**Problem to solve**
Across all the lines below, how many contain the string "React"? Please reply with the number only.

**Data section**
= = = = =
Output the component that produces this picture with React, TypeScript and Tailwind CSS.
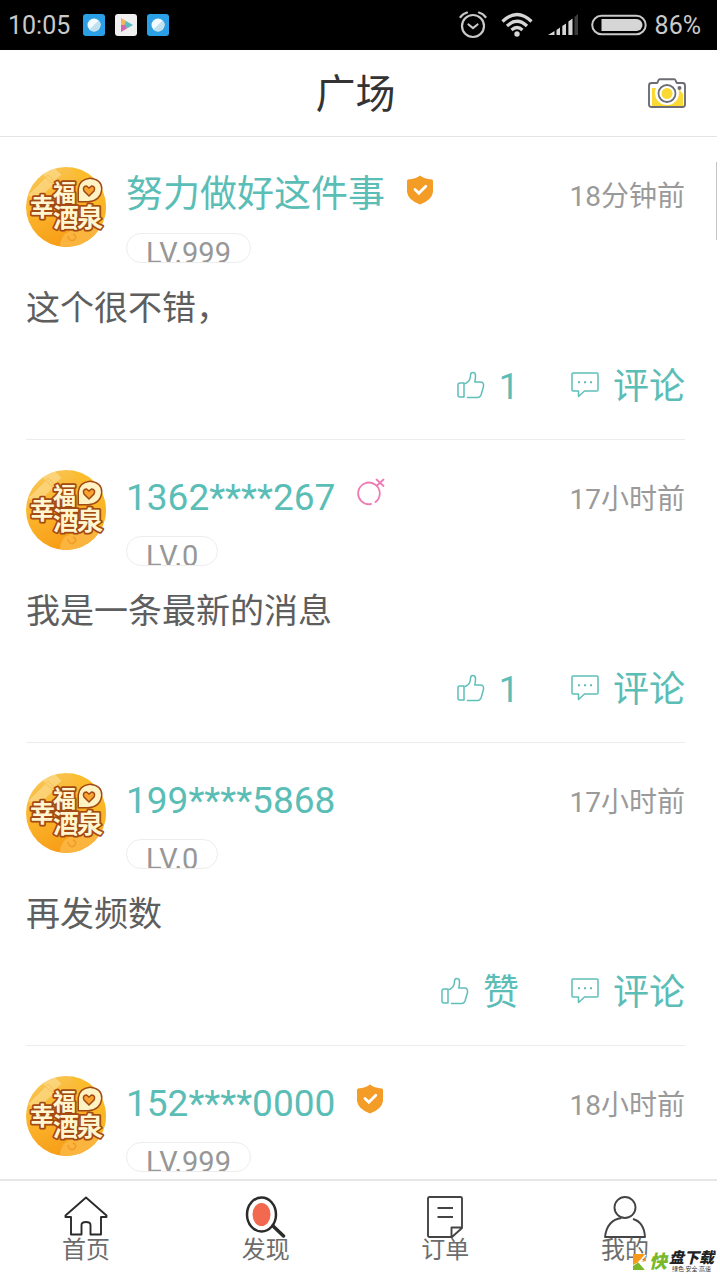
import React from "react";

type Badge = "shield" | "female" | null;

interface Post {
  name: string;
  badge: Badge;
  level: string;
  time: string;
  text: string;
  likes: string;
}

const posts: Post[] = [
  { name: "努力做好这件事", badge: "shield", level: "LV.999", time: "18分钟前", text: "这个很不错，", likes: "1" },
  { name: "1362****267", badge: "female", level: "LV.0", time: "17小时前", text: "我是一条最新的消息", likes: "1" },
  { name: "199****5868", badge: null, level: "LV.0", time: "17小时前", text: "再发频数", likes: "赞" },
  { name: "152****0000", badge: "shield", level: "LV.999", time: "18小时前", text: "", likes: "赞" },
];

function AppTile() {
  return (
    <svg width="24" height="24" viewBox="0 0 24 24" aria-hidden="true">
      <rect x="1" y="1" width="22" height="22" rx="3" fill="#2ba0e6" />
      <circle cx="12" cy="12" r="6.5" fill="#f4fbff" />
      <path d="M16.6 7.4A6.5 6.5 0 0 1 7.4 16.6Z" fill="#c3e0ee" />
    </svg>
  );
}

function PlayTile() {
  return (
    <svg width="24" height="24" viewBox="0 0 24 24" aria-hidden="true">
      <rect x="1" y="1" width="22" height="22" rx="3" fill="#f1f0f0" />
      <path d="M7 5V19L13 12Z" fill="#c96bb4" />
      <path d="M7 5L13 8.5L11 14L7 12Z" fill="#f2b45c" />
      <path d="M12 8L19 12L13 15.500L10.500 12Z" fill="#5cbdc0" />
      <path d="M7 12L11 12L13 15.500L7 19Z" fill="#d265ac" />
    </svg>
  );
}

function StatusBar() {
  return (
    <div className="mr-[3px] flex h-[50px] shrink-0 items-center bg-black pr-4 pl-2 text-[25px] leading-none text-[#c9c9c9]">
      <span className="mr-3">10:05</span>
      <div className="flex gap-2">
        <AppTile />
        <PlayTile />
        <AppTile />
      </div>
      <div className="ml-auto flex items-center">
        <svg className="mr-3.5" width="28" height="28" viewBox="0 0 28 28" fill="none" stroke="#c9c9c9" strokeWidth="2.2" strokeLinecap="round" aria-hidden="true">
          <circle cx="14" cy="15" r="11" />
          <path d="M9.500 13.500L14 17L18.500 13.500" />
          <path d="M1.500 6Q4 2.500 8 1.500M26.500 6Q24 2.500 20 1.500" />
        </svg>
        <svg className="mr-3.5" width="32" height="26" viewBox="0 0 32 26" fill="none" stroke="#d6d6d6" strokeWidth="3.2" aria-hidden="true">
          <path d="M1.500 9.500Q16 -4.500 30.500 9.500" />
          <path d="M6 14Q16 4.500 26 14" />
          <path d="M10.500 18Q16 13 21.500 18" />
          <circle cx="16" cy="22" r="2.7" fill="#d6d6d6" stroke="none" />
        </svg>
        <svg className="mr-3" width="32" height="22" viewBox="0 0 32 22" fill="#d6d6d6" aria-hidden="true">
          <path d="M1 21L7.500 17V21ZM9.500 16L13 13.500V21H9.500ZM15.300 12L19 9.500V21H15.300ZM21.400 7.500L25.500 4.500V21H21.400Z" />
          <path d="M27.500 3L31 0V21H27.500Z" fill="#3c3c3c" />
        </svg>
        <svg className="mr-2" width="56" height="22" viewBox="0 0 56 22" fill="none" aria-hidden="true">
          <rect x="1.200" y="1.700" width="53.500" height="18.600" rx="9.300" stroke="#c9c9c9" strokeWidth="2" />
          <path d="M10.500 5H45.500A6 6 0 0 1 45.500 17H10.500Z" fill="#d6d6d6" />
        </svg>
        <span>86%</span>
      </div>
    </div>
  );
}

function CameraIcon() {
  return (
    <svg width="38" height="30" viewBox="0 0 38 30" fill="none" aria-hidden="true">
      <path d="M4 10H12L18 6H26L31 11L35 16V28H4Z" fill="#fbd935" />
      <circle cx="19" cy="15" r="12" fill="#fff" />
      <path d="M11 3.500H27L35 7V14L28 8L19 5L10 8Z" fill="#fff" />
      <circle cx="19" cy="15.500" r="5.500" fill="#fbd935" />
      <circle cx="19" cy="15.500" r="8.500" stroke="#6e6c74" strokeWidth="1.800" />
      <path d="M3.500 5H9C10 5 10 1.200 11.500 1.200H26.500C28 1.200 28 5 29 5H34.500Q37 5 37 7.500V26.500Q37 29 34.500 29H3.500Q1 29 1 26.500V7.500Q1 5 3.500 5Z" stroke="#6e6c74" strokeWidth="1.900" />
      <circle cx="31.500" cy="10" r="2" fill="#6e6c74" />
    </svg>
  );
}

function Avatar() {
  return (
    <svg className="shrink-0" width="80" height="80" viewBox="0 0 80 80" role="img" aria-label="幸福酒泉">
      <defs>
        <linearGradient id="gold" x1="0" y1="0" x2="0.500" y2="1">
          <stop offset="0" stopColor="#f8cb62" />
          <stop offset="0.450" stopColor="#fbb62c" />
          <stop offset="1" stopColor="#f79b16" />
        </linearGradient>
        <clipPath id="disc">
          <circle cx="40" cy="40" r="40" />
        </clipPath>
      </defs>
      <g clipPath="url(#disc)">
        <rect width="80" height="80" fill="url(#gold)" />
        <path d="M44 0H80V80H60Q76 30 44 0Z" fill="#fbbd28" opacity="0.700" />
        <path d="M2 28L22 8L30 16L10 34ZM14 6L26 -2L36 8L26 16Z" fill="#fcdf98" stroke="#f5c25a" opacity="0.600" />
        <path d="M34 80Q34 68 44 64Q62 60 80 64V80Z" fill="#fbb43e" />
        <path d="M42 69Q43 75 48 73Q52 69 47 67" fill="none" stroke="#f29b2a" strokeWidth="1.500" />
      </g>
      <g className="font-['Noto_Sans_CJK_SC',sans-serif] font-bold" fill="#fff6cf" stroke="#a34a14" strokeWidth="3.500" strokeLinejoin="round" paintOrder="stroke">
        <text x="4" y="49" fontSize="25">幸</text>
        <text x="27" y="34" fontSize="23">福</text>
        <text x="27" y="60" fontSize="26">酒</text>
        <text x="51" y="60" fontSize="26">泉</text>
      </g>
      <path d="M53 34V22Q54 13 64 12Q75 13 75 22Q74 33 62 34Z" fill="#fff3c4" stroke="#a34a14" strokeWidth="3" paintOrder="stroke" />
      <path d="M63 29L58 24Q56 19.500 60.500 19L63 21L65.500 19Q70 19.500 68 24Z" fill="#f7a530" stroke="#a34a14" strokeWidth="1.500" />
    </svg>
  );
}

function ShieldIcon() {
  return (
    <svg width="26" height="30" viewBox="0 0 26 30" aria-hidden="true">
      <path d="M13 0.500Q17 4 25 4.500Q26 5 26 6V17Q25 25 13 29.500Q1 25 0 17V6Q0 5 1 4.500Q9 4 13 0.500Z" fill="#f39c26" />
      <path d="M8 14.500L11.800 18.200L18.800 11.200" fill="none" stroke="#fff" strokeWidth="2.800" strokeLinecap="round" />
    </svg>
  );
}

function FemaleIcon() {
  return (
    <svg width="28" height="28" viewBox="0 0 28 28" fill="none" stroke="#f07bb4" strokeWidth="1.800" strokeLinecap="round" aria-hidden="true">
      <path d="M14 26A10.800 10.800 0 1 1 18.500 24M19.500 8L26.500 1.500M19.500 1.500L26.500 8" />
    </svg>
  );
}

function ThumbIcon() {
  return (
    <svg width="28" height="28" viewBox="0 0 28 28" fill="none" stroke="#5fbfb8" strokeWidth="1.500" strokeLinecap="round" strokeLinejoin="round" aria-hidden="true">
      <path d="M7 12H2.800Q1 12 1 14V24Q1 26 2.800 26H7ZM10.500 26.500H20.500Q23 26.500 24 24L26.500 15.500Q27 11 23.500 11H17.800Q18.500 8 18.500 4.500Q18.500 1.500 15.800 1.500Q13.500 1.500 13.500 4.500Q13.500 10 8.500 12.500" />
    </svg>
  );
}

function CommentIcon() {
  return (
    <svg width="28" height="26" viewBox="0 0 28 26" fill="none" stroke="#5fbfb8" strokeWidth="1.500" strokeLinejoin="round" aria-hidden="true">
      <path d="M2 1H26Q27 1 27 2V18Q27 19 26 19H13.500L7.500 24.500V19H2Q1 19 1 18V2Q1 1 2 1Z" />
      <path d="M7 10.300H9M13 10.300H15M19 10.300H21" strokeWidth="2" />
    </svg>
  );
}

function PostItem({ post }: { post: Post }) {
  return (
    <article className="mr-[35px] ml-[26px] border-b border-[#ececec] pt-[30px] pb-8">
      <div className="flex items-start">
        <Avatar />
        <div className="ml-5 pt-2">
          <div className="flex h-10 items-center">
            <h2 className="mr-[22px] text-[37px] leading-10 whitespace-nowrap text-[#5abdb6]">{post.name}</h2>
            {post.badge === "shield" && <div className="pb-2.5"><ShieldIcon /></div>}
            {post.badge === "female" && <div className="pb-3"><FemaleIcon /></div>}
          </div>
          <div className="mt-[18px] h-[30px] w-fit overflow-hidden rounded-[15px] border border-[#ededed] px-[19px] text-[29px] leading-[38px] text-[#979797]">
            {post.level}
          </div>
        </div>
        <time className="ml-auto pt-2.5 text-[28px] leading-10 whitespace-nowrap text-[#9a9a9a]">{post.time}</time>
      </div>
      <p className="mt-[25px] h-10 text-[34px] leading-10 text-[#5e5e5e]">{post.text}</p>
      <div className="mt-[39px] flex h-10 items-center justify-end gap-[52px] text-[36px] leading-10 text-[#5abdb6]">
        <button type="button" className="flex items-center gap-3.5">
          <span className="pb-1"><ThumbIcon /></span>
          <span>{post.likes}</span>
        </button>
        <button type="button" className="flex items-center gap-3.5">
          <span className="pb-1"><CommentIcon /></span>
          <span>评论</span>
        </button>
      </div>
    </article>
  );
}

function HomeIcon() {
  return (
    <svg width="44" height="42" viewBox="0 0 44 42" fill="none" stroke="#2b2b2b" strokeWidth="1.900" strokeLinejoin="round" aria-hidden="true">
      <path d="M22 1.500L1.500 19.500V21H7V38.500H17.500V29Q17.500 26 22 26Q26.500 26 26.500 29V38.500H37V21H42.500V19.500Z" />
    </svg>
  );
}

function DiscoverIcon() {
  return (
    <svg width="42" height="42" viewBox="0 0 42 42" fill="none" stroke="#2b2b2b" aria-hidden="true">
      <ellipse cx="16.500" cy="18.500" rx="14.500" ry="17" strokeWidth="2.500" />
      <ellipse cx="16.500" cy="18.500" rx="9" ry="11.500" fill="#f2694f" stroke="none" />
      <path d="M28 30L38.500 40" strokeWidth="3.500" strokeLinecap="round" />
    </svg>
  );
}

function OrderIcon() {
  return (
    <svg width="36" height="42" viewBox="0 0 36 42" fill="none" stroke="#444" strokeWidth="1.900" strokeLinejoin="round" aria-hidden="true">
      <path d="M2.500 1H33.500Q35 1 35 2.500V32L25 41H2.500Q1 41 1 39.500V2.500Q1 1 2.500 1ZM24.500 41V31.500H35M10.500 12H26M10.500 21H26" />
    </svg>
  );
}

function ProfileIcon() {
  return (
    <svg width="42" height="42" viewBox="0 0 42 42" fill="none" stroke="#444" strokeWidth="1.900" strokeLinejoin="round" aria-hidden="true">
      <circle cx="21" cy="11.500" r="10.500" />
      <path d="M17.500 22Q3 24 1 41H41Q40 26 29 23" />
    </svg>
  );
}

const tabs = [
  { label: "首页", icon: <HomeIcon /> },
  { label: "发现", icon: <DiscoverIcon /> },
  { label: "订单", icon: <OrderIcon /> },
  { label: "我的", icon: <ProfileIcon /> },
];

function Watermark() {
  return (
    <div className="absolute right-1.5 bottom-2 flex items-center">
      <svg width="14" height="18" viewBox="0 0 14 18" aria-hidden="true">
        <path d="M0 1H12L6 9L0 12Z" fill="#f79a1c" />
        <path d="M0 17V13L6 9L12 17Z" fill="#78b82a" />
        <path d="M13 2L6 9L13 17" fill="none" stroke="#fff" strokeWidth="1.500" />
        <path d="M13 3V8L9 9Z" fill="#f79a1c" />
      </svg>
      <span className="mx-0.5 text-[18px] leading-5 font-black text-[#78b82a] italic">快</span>
      <span className="flex flex-col items-center">
        <span className="text-[15px] leading-[13px] font-black text-[#222] italic">盘下载</span>
        <span className="text-[6px] leading-[7px] text-[#333]">绿色·安全·高速</span>
      </span>
    </div>
  );
}

export default function App() {
  return (
    <div className="relative flex h-screen flex-col overflow-hidden bg-white font-[Roboto,'Noto_Sans_CJK_SC',sans-serif]">
      <StatusBar />
      <header className="mr-[3px] flex h-[87px] shrink-0 items-center border-b border-[#e4e4e4] pr-[31px] pl-[25px]">
        <div className="flex-1" />
        <h1 className="pt-1 text-[40px] leading-none text-[#333]">广场</h1>
        <div className="flex flex-1 justify-end">
          <button type="button" aria-label="拍照">
            <CameraIcon />
          </button>
        </div>
      </header>
      <main className="relative min-h-0 flex-1 overflow-hidden">
        {posts.map((post) => (
          <PostItem key={post.name} post={post} />
        ))}
        <div className="absolute top-[25px] right-[3px] h-[78px] w-px bg-[#c4c4c4]" />
      </main>
      <nav className="mr-[3px] flex h-[101px] shrink-0 items-start justify-between border-t-2 border-[#e6e6e6] pr-[68px] pl-[62px]">
        {tabs.map((tab) => (
          <a key={tab.label} href="#" className="flex w-12 flex-col items-center text-[#6c6c6c]">
            <span className="flex h-[57px] items-end justify-center">{tab.icon}</span>
            <span className="text-[24px] leading-6 whitespace-nowrap">{tab.label}</span>
          </a>
        ))}
      </nav>
      <Watermark />
    </div>
  );
}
= = = = =
**Solution for this problem**
2